When I listen to Lee Brice’s “Boy,” I can’t help but feel like something’s missing. The question is, which one of us is missing something, Brice or me?
I’ve had mixed feelings about Brice’s singles in the past: For every enjoyable track like “I Drive Your Truck” or “I Don’t Dance,” there’s a clunker like “Parking Lot Party” or “That Don’t Sound Like You.” “Boy” is Brice’s first new release in two years and serves as the leadoff single for his upcoming album, and it’s been getting some pretty decent critical buzz, even from the country traditionalist crowd. To my ears, however, the song is lacking that one critical piece that keeps it from resonating with me, and ends up sounding just okay as a result.

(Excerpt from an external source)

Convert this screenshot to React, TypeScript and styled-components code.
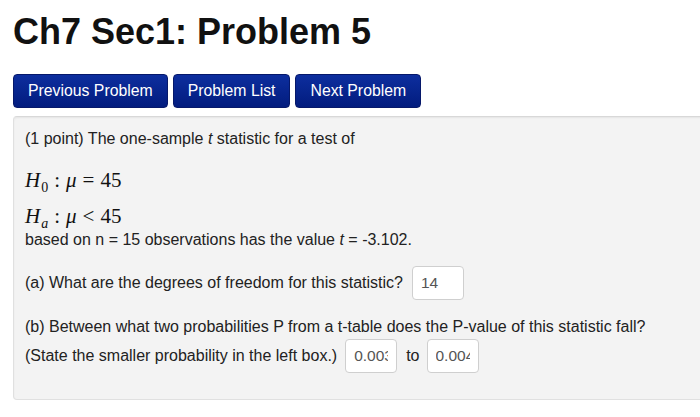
import React from "react";
import styled, { createGlobalStyle } from "styled-components";

const Global = createGlobalStyle`
  html, body { margin: 0; padding: 0; background: #fff; overflow: hidden; }
  body { font-family: "Liberation Sans", Arial, sans-serif; color: #222; }
`;

const Page = styled.div`
  padding: 0 0 0 13px;
  width: 720px;
`;

const Title = styled.h1`
  margin: 0;
  padding-top: 14px;
  font-size: 36px;
  line-height: 36px;
  font-weight: bold;
  color: #111;
`;

const Nav = styled.div`
  display: flex;
  gap: 5px;
  margin-top: 24px;
`;

const NavButton = styled.button`
  height: 34px;
  padding: 0 14px;
  border: 1px solid #06186a;
  border-radius: 4px;
  background: linear-gradient(#0d2e9e, #021c7e);
  color: #fff;
  font-family: "Liberation Sans", Arial, sans-serif;
  font-size: 15.8px;
`;

const Panel = styled.section`
  margin-top: 8px;
  background: #f3f3f3;
  border: 1px solid #e0e0e0;
  border-top-color: #d8d8d8;
  border-radius: 4px;
  box-shadow: inset 0 1px 2px rgba(0, 0, 0, 0.06);
  padding: 12px 11px 26px;
  font-size: 16px;
`;

const Line = styled.div<{ $top?: number; $tall?: boolean }>`
  display: flex;
  align-items: center;
  margin-top: ${(p) => p.$top ?? 0}px;
  min-height: ${(p) => (p.$tall ? 34 : 20)}px;
  line-height: 20px;
`;

const Math = styled.div<{ $top: number }>`
  margin-top: ${(p) => p.$top}px;
  height: 24px;
  line-height: 24px;
  font-family: "Liberation Serif", "Times New Roman", serif;
  font-size: 21px;
  color: #111;
  i { font-style: italic; }
  sub { font-size: 14px; vertical-align: -5px; line-height: 0; margin-left: 1px; }
`;

const Op = styled.span`
  margin: 0 6px;
`;

const Answer = styled.input`
  box-sizing: border-box;
  width: 52px;
  height: 34px;
  padding: 0 8px;
  border: 1px solid #cfcfcf;
  border-radius: 4px;
  background: #fff;
  color: #555;
  font-family: "Liberation Sans", Arial, sans-serif;
  font-size: 15.5px;
`;

const Gap = styled.span<{ $w: number }>`
  display: inline-block;
  width: ${(p) => p.$w}px;
`;

export default function App() {
  return (
    <Page>
      <Global />
      <Title>Ch7 Sec1: Problem 5</Title>
      <Nav>
        <NavButton>Previous Problem</NavButton>
        <NavButton>Problem List</NavButton>
        <NavButton>Next Problem</NavButton>
      </Nav>
      <Panel>
        <Line>
          (1 point) The one-sample&nbsp;<i>t</i>&nbsp;statistic for a test of
        </Line>
        <Math $top={19}>
          <i>H</i><sub>0</sub><Op>:</Op><i>μ</i><Op>=</Op>45
        </Math>
        <Math $top={12}>
          <i>H</i><sub><i>a</i></sub><Op>:</Op><i>μ</i><Op>&lt;</Op>45
        </Math>
        <Line $top={2}>
          based on n = 15 observations has the value&nbsp;<i>t</i>&nbsp;= -3.102.
        </Line>
        <Line $top={16} $tall>
          (a) What are the degrees of freedom for this statistic?
          <Gap $w={9} />
          <Answer readOnly value="14" />
        </Line>
        <Line $top={17}>
          (b) Between what two probabilities P from a t-table does the P-value of this statistic fall?
        </Line>
        <Line $top={2} $tall>
          (State the smaller probability in the left box.)
          <Gap $w={8} />
          <Answer readOnly value="0.003" />
          <Gap $w={9} />
          to
          <Gap $w={7} />
          <Answer readOnly value="0.004" />
        </Line>
      </Panel>
    </Page>
  );
}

The production is incredibly sparse and restrained, with only an acoustic and electric guitar to carry the melody and a quiet (real) drum set keeping time. Despite the presence of a steel guitar that provides some background tones and a nice instrumental on the bridge, there’s a distinctly modern tone to the instruments here: The electric guitar is moody instead of meaty, and the snare drum sounds about as synthetic as a real drum can get. However, the mix succeeds in setting a calm, reflective tone that is easy on the ears while also matching the song’s subject matter very well. It’s easily the best part of the song.
I wouldn’t call Brice the strongest vocalist in the world, but he really seems to struggle on this song. He runs into trouble a few times on the verses when the song seems to drop below his range, but when he tries to infuse some power into his performance during the choruses and bridge, his delivery becomes labored and his voice sounds more hoarse and raspy than usual (thankfully, he doesn’t quite reach Kip Moore levels of raspiness). While Brice has delivered some charismatic, believable performances on his past material, he doesn’t quite reach the level of earnestness needed here to really sell the track, and he doesn’t compare favorably to his competition (Zac Brown sings circles around Brice on “My Old Man”). While Brice’s performance here is still passable, it detracts from the sort of impact the song is trying to make.
The lyrics of “Boy” depict a father telling his newborn son what to expect from his life in the future, and touching on the cycle from being a boy to being the father of one. While the writing features some confusing lines (if the kid is supposedly an infant, can you really tell him that “That fire in your eyes is twenty counties wide” and “you weren’t built for backing down?”), it’s a nice story overall and a huge step up from the lyrics of a lot of songs on the radio today. However, the song is obviously aiming for an emotional reaction (either via nostalgia or current experience), and while it might hit a parent right in the feels, it completely misses the mark for anyone else. This is where my initial “missing” question comes into play: As a childless adult, I’m know I supposed to feel all mushy and sentimental when I hear this song, but…well, I just don’t. Is this because Brice doesn’t do enough to covey the song’s emotion, or because I simply don’t have the life experience to properly relate to the song? In the end, unfortunately, it’s Brice who pays the price for not connecting with his audience, regardless of the reasons why.
Overall, “Boy” is a decent song, but your mileage may vary based on your own experience. If you’ve raised a son, or are currently raising a son, this song will probably move you. If you haven’t, well, it’s still above-average compared to the rest of the songs on the radio today, but it’s nothing special.
Rating: 6/10. It’s worth a few listens to see how it impacts you.